Der einmonatige digitale Entzug führte zu überraschenden Ergebnissen. So hätten die ursprünglich skeptischen Teenager nach anfänglichen Schwierigkeiten realisiert, dass ein smartphonefreies Leben mit unerwarteten Vorteilen einhergehen kann. Der 14-jährige Teilnehmer Lincoln etwa wird wie folgt zitiert:
«Man fängt an zu erkennen, dass das, was auf dem Smartphone passiert, keine Rolle spielt. Man wird nie auf dem Sterbebett sagen: ‹Ich wünschte, ich hätte mehr Zeit mit meinem Handy verbracht.›»
Viele berichteten auch, dass sie sich weniger müde und konzentrierter fühlten. Rowan, ein weiterer Teilnehmer, hat in der Zeit, in der er sonst durch seinen Social-Media-Feed gescrollt hat, ein 700-seitiges Buch über Basketball gelesen. Aitkenhead:
«In weniger als 36 unbeaufsichtigten Stunden scheinen sie etwa zwei Jahre erwachsener geworden zu sein.»

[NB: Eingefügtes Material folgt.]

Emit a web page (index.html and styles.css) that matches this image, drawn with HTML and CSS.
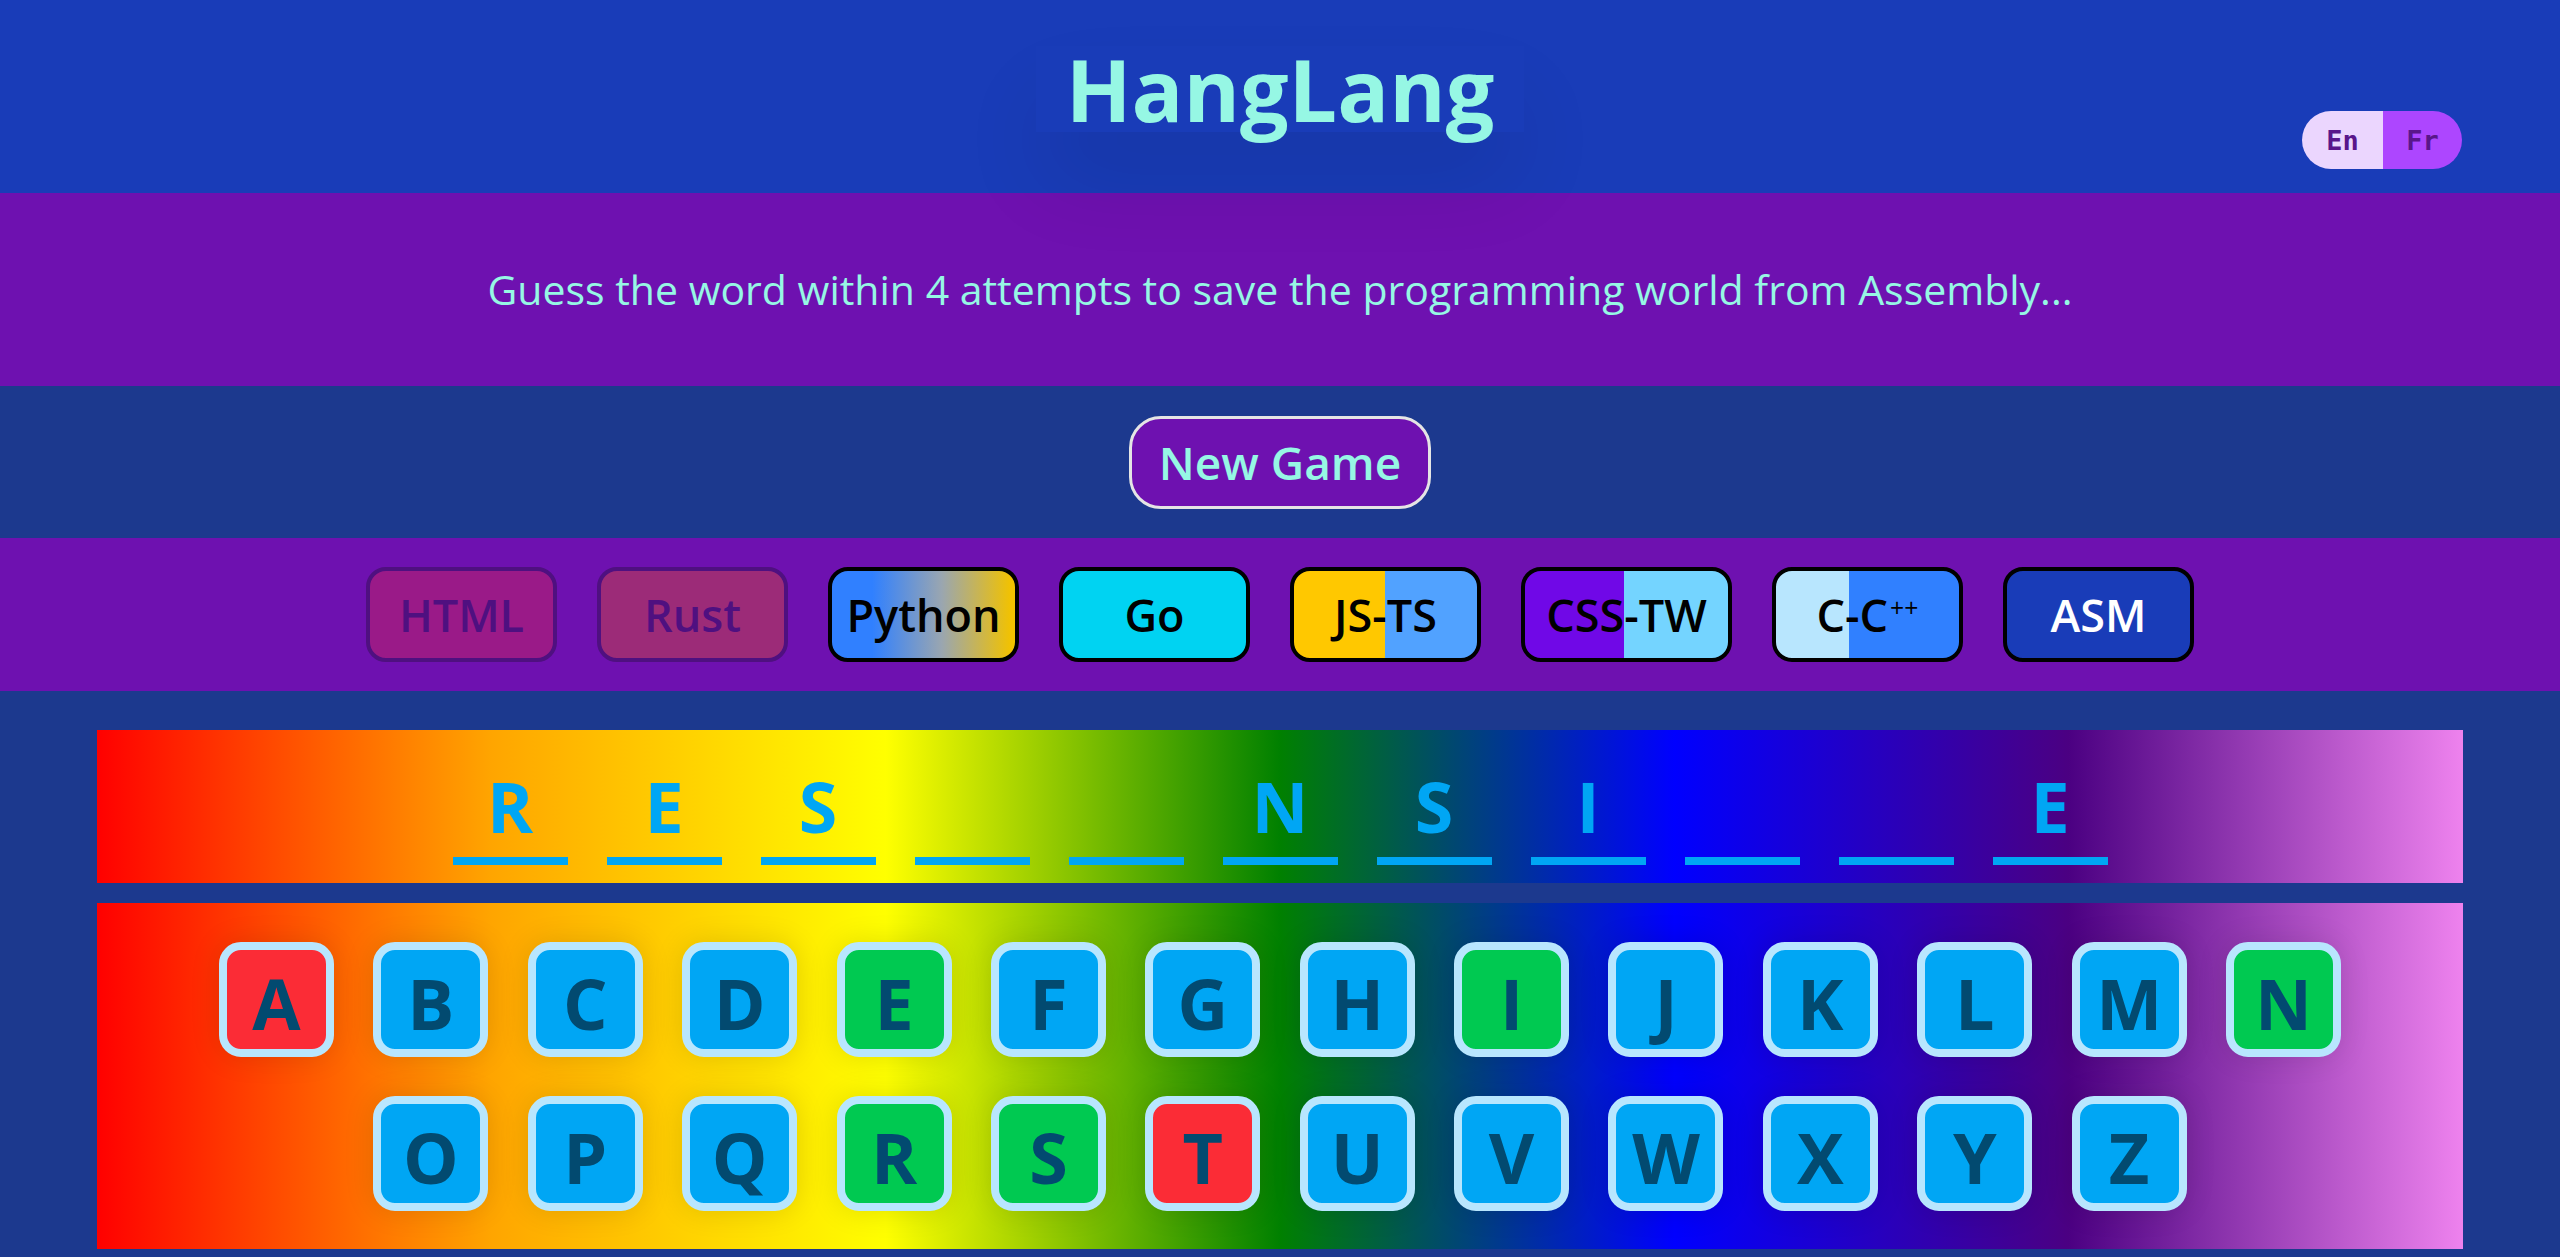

Obwohl einige Kinder später berichteten, dass es ihnen schwer gefallen sei, nicht in alte Muster zurückzufallen, sagten am Ende der Reise alle, dass sie ihre Handys nicht vermisst hätten. Die meisten hatten sogar aufgehört, die tägliche Smartphone-Stunde in Anspruch zu nehmen. Die beiden Mädchen hatten die größten Schwierigkeiten mit dem smartphonefreien Monat, schienen sich aber der Gefahren bewusst zu sein.
The Defender zitiert auch die 13-jährige Rose, die zu Aitkenhead sagte: «Warum sollte man seinem Kind ein Handy geben? (...) Wenn man weiß, wie schädlich es ist – [es erzeugt] nur Druck und Spitznamen und Etikettierungen und unmögliche Standards –, warum sollte man seinen Kindern so etwas geben?»
Haidt spricht in diesem Zusammenhang folgende Warnung aus:
«Wir sprechen hier wirklich von einem zivilisatorischen Zusammenbruch. Wenn die Dinge so weitergehen wie bisher, dann, ja, (...) werden wir eine immer kleiner werdende Bevölkerung mit immer mehr ängstlichen Menschen haben.»